In historical terms, it is noteworthy that Edward Foster was a member of a 'Pals' regiment made up largely of local men and raised specifically for the war. The 13th Battalion was mainly raised through the exertions of Lieutenant Colonel Sir Archibald Dawnay, the then Mayor of Wandsworth.  The Battalion saw action in the Somme and suffered heavy casualties at the Battle of the Lys. It was disbanded in 1918.  More than 50 soldiers rest in cemeteries local to Villers Plouich.

After the Great War: On Michaelmas Day 1920, Wandsworth Borough Council informally adopted Villers Plouich. The village had been extensively damaged and funds from Wandsworth raised locally helped rebuild it, including its small but elegant Mairie. In return the village named a square 'Place De Wandsworth'. 
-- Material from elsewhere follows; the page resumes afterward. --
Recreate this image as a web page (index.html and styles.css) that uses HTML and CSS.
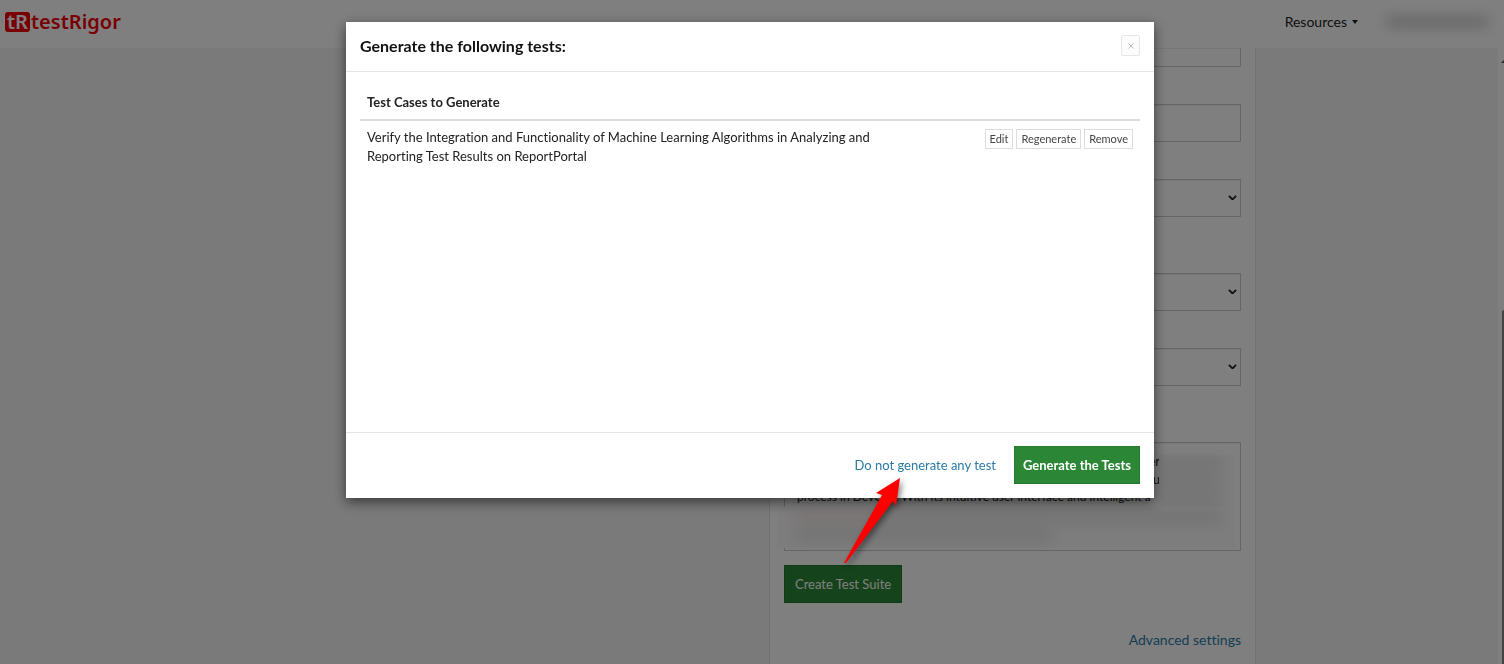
FILE: index.html
```html
<!DOCTYPE html>
<html lang="en">
<head>
<meta charset="utf-8">
<title>testRigor</title>
<link rel="stylesheet" href="styles.css">
</head>
<body>
<div class="page">
  <header class="navbar">
    <a class="logo" href="#" aria-label="testRigor"><span class="logo-mark">tR</span><span class="logo-name">testRigor</span></a>
    <nav class="nav">
      <button class="nav-item" type="button">Resources <span class="caret"></span></button>
      <span class="account"><span class="smudge"></span></span>
    </nav>
  </header>
  <main class="content">
    <form class="panel">
      <input class="field field-cut" type="text" aria-label="Suite name">
      <input class="field" type="text" aria-label="Address">
      <div class="select-wrap gap-large"><select class="field" aria-label="Type"><option></option></select><svg class="chevron" viewBox="0 0 10 6"><path d="M1 1l4 4 4-4"/></svg></div>
      <div class="select-wrap"><select class="field" aria-label="Platform"><option></option></select><svg class="chevron" viewBox="0 0 10 6"><path d="M1 1l4 4 4-4"/></svg></div>
      <div class="select-wrap gap-large"><select class="field" aria-label="Browser"><option></option></select><svg class="chevron" viewBox="0 0 10 6"><path d="M1 1l4 4 4-4"/></svg></div>
      <div class="description">
        <textarea class="field area" aria-label="Description" spellcheck="false">


process in DevOps. With its intuitive user interface and intelligent a</textarea>
        <span class="fragment" aria-hidden="true">er<br>u</span>
        <div class="veil veil-side"><span class="smudge"></span><span class="smudge"></span><span class="smudge"></span></div>
        <div class="veil veil-bottom"><span class="smudge smudge-red"></span><span class="smudge smudge-short"></span></div>
      </div>
      <button class="btn" type="button">Create Test Suite</button>
      <a class="advanced" href="#">Advanced settings</a>
    </form>
  </main>
  <div class="scrollbar"><span class="scroll-up"></span><span class="scroll-thumb"></span></div>
</div>
<div class="overlay">
  <section class="modal" role="dialog" aria-modal="true" aria-labelledby="modal-title">
    <header class="modal-header">
      <h1 class="modal-title" id="modal-title">Generate the following tests:</h1>
      <button class="close" type="button" aria-label="Close"><svg viewBox="0 0 6 6"><path d="M0.5 0.5l5 5M5.5 0.5l-5 5"/></svg></button>
    </header>
    <div class="modal-body">
      <table class="cases">
        <thead><tr><th colspan="2">Test Cases to Generate</th></tr></thead>
        <tbody><tr>
          <td class="case">Verify the Integration and Functionality of Machine Learning Algorithms in Analyzing and Reporting Test Results on ReportPortal</td>
          <td class="actions"><div class="action-row"><button class="mini" type="button">Edit</button><button class="mini" type="button">Regenerate</button><button class="mini" type="button">Remove</button></div></td>
        </tr></tbody>
      </table>
    </div>
    <footer class="modal-footer">
      <a class="skip" href="#">Do not generate any test</a>
      <button class="btn btn-strong" type="button">Generate the Tests</button>
    </footer>
    <svg class="pointer" viewBox="0 0 60 92"><path d="M58 2L34 17L40 19L2 87L4 87L51 25L54 30Z"/></svg>
  </section>
</div>
</body>
</html>
```
FILE: styles.css
```css
* { box-sizing: border-box; }
body { margin: 0; background: #f5f5f5; color: #222; font: 13px/19px Lato, sans-serif; font-variant-ligatures: none; }
button, input, select, textarea { font: inherit; font-variant-ligatures: none; color: inherit; }
button { cursor: pointer; }
a { color: #2a7ba5; text-decoration: none; }

.page { position: relative; display: flex; flex-direction: column; height: 100vh; overflow: hidden; }
.navbar { display: flex; flex: none; justify-content: space-between; align-items: center; height: 48px; padding: 0 16px 5px 5px; background: #fff; }
.logo { display: flex; align-items: center; gap: 1px; color: #f00008; font: 600 20px/22px "Noto Sans", sans-serif; }
.logo-mark { display: flex; align-items: center; justify-content: center; width: 25px; height: 20px; border-radius: 3px; background: #f00008; color: #fff; }
.nav { display: flex; align-items: center; gap: 28px; }
.nav-item { display: flex; align-items: center; gap: 5px; padding: 0; border: 0; background: none; font-size: 14px; }
.caret { border: 3px solid transparent; border-top: 4px solid #222; border-bottom: 0; }
.account { width: 102px; }
.smudge { display: block; height: 8px; background: #555; opacity: 0.4; filter: blur(7px); }

.content { flex: 1; display: flex; justify-content: flex-end; min-height: 0; padding-right: 248px; overflow: hidden; }
.panel { display: flex; flex: none; flex-direction: column; align-items: stretch; gap: 37px; width: 487px; padding: 0 14px; border: solid #e4e4e4; border-width: 0 1px; background: #fff; }
.field { display: block; flex: none; width: 100%; height: 38px; padding: 6px 12px; border: 1px solid #ccc; border-radius: 0; background: #fff; box-shadow: inset 0 1px 1px #eee; appearance: none; }
.field-cut { height: 19px; border-top: 0; }
.select-wrap { position: relative; }
.gap-large { margin-bottom: 19px; }
.chevron { position: absolute; right: 4px; top: 16px; width: 9px; fill: none; stroke: #222; stroke-width: 2; }
.description { position: relative; margin-bottom: -23px; }
.area { height: 109px; padding: 9px 12px; font-size: 12px; line-height: 18px; resize: none; overflow: hidden; white-space: pre; }
.fragment { position: absolute; top: 10px; right: 81px; line-height: 18px; text-align: right; }
.veil { position: absolute; background: #fafafa; }
.veil-side { top: 13px; right: 6px; width: 76px; height: 52px; padding: 4px 14px 0 0; }
.veil-side .smudge { margin-bottom: 10px; opacity: 0.18; }
.veil-bottom { top: 65px; right: 6px; left: -6px; height: 41px; padding: 6px 14px 0 18px; }
.veil-bottom .smudge { margin-bottom: 10px; opacity: 0.18; }
.smudge-red { background: linear-gradient(90deg, #d55 0 20%, #555 20%); }
.smudge-short { width: 60%; }
.btn { align-self: flex-start; height: 38px; padding: 0 10px; border: 1px solid #24792e; background: #2b8636; color: #fff; white-space: nowrap; }
.btn-strong { padding: 0 8px; font-weight: bold; }
.advanced { align-self: flex-end; margin-top: -10px; font-size: 14px; }
.scrollbar { position: absolute; inset: 48px 0 0 auto; width: 6px; background: #fff; }
.scroll-up { position: absolute; top: 12px; right: 0; border: solid transparent; border-width: 0 0 3px 3px; border-bottom-color: #555; }
.scroll-thumb { position: absolute; right: 0; top: 262px; bottom: 0; width: 2px; border-radius: 2px 0 0 0; background: #888; }

.overlay { position: fixed; inset: 0; padding: 22px 4px 0 0; background: rgba(0, 0, 0, 0.5); }
.modal { position: relative; width: 808px; max-width: 100%; margin: 0 auto; background: #fff; box-shadow: 0 4px 12px rgba(0, 0, 0, 0.55); }
.modal-header { display: flex; justify-content: space-between; align-items: center; padding: 13px 14px 15px; border-bottom: 1px solid #e5e5e5; }
.modal-title { margin: 0; color: #111; font-size: 16px; line-height: 21px; }
.close { display: flex; align-items: center; justify-content: center; width: 19px; height: 21px; padding: 0; border: 1px solid #e5e5e5; border-radius: 2px; background: #fcfcfc; }
.close svg { width: 6px; fill: none; stroke: #bbb; }
.modal-body { min-height: 360px; padding: 14px; }
.cases { width: 100%; border-collapse: collapse; }
.cases th { padding: 7px; border-bottom: 2px solid #ddd; text-align: left; }
.cases td { padding: 7px; vertical-align: top; }
.cases .case { padding-right: 40px; }
.actions { width: 200px; }
.action-row { display: flex; justify-content: flex-end; gap: 3px; padding-top: 1px; }
.mini { height: 20px; padding: 0 4px; border: 1px solid #ddd; background: #fff; color: #444; font-size: 11px; line-height: 16px; }
.modal-footer { display: flex; justify-content: flex-end; align-items: center; gap: 18px; padding: 13px 14px 14px; border-top: 1px solid #e5e5e5; }
.pointer { position: absolute; left: 496px; top: 454px; width: 60px; height: 92px; overflow: visible; fill: #f00; filter: drop-shadow(2px 3px 3px rgba(0, 0, 0, 0.5)); pointer-events: none; }
```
The links were revived in 1995 on VE day when the Mayor Councillor Beryl Jeffrey organised a trip and foundations were laid for a new town hall. Sadly, Beryl Jeffrey died this year just a few weeks before the current visit which she had hoped to attend.

The memorial ceremony - 8 July 2017  On the ridge near Villers Plouich where Corporal Foster attacked the enemy position and captured their guns, wreaths were laid by Councillor Leslie McDonnell, a former Mayor of Wandsworth and Raymond Machut, Mayor of Villers Plouich. A seven-metre column is currently under construction as a memorial, and a time capsule of each Mayor’s speech was buried at its future base on the day. There was also a march past by re-enactors in WW1 military uniforms.

Remembering the French war dead of Villers Plouich (Photo: Centenary News)

The Wandsworth group was led by Cllr Major Leslie McDonnell and Cabinet member Councillor Guy Senior. It included military historian Paul McCue, author of Wandsworth & Battersea Battalions in the Great War.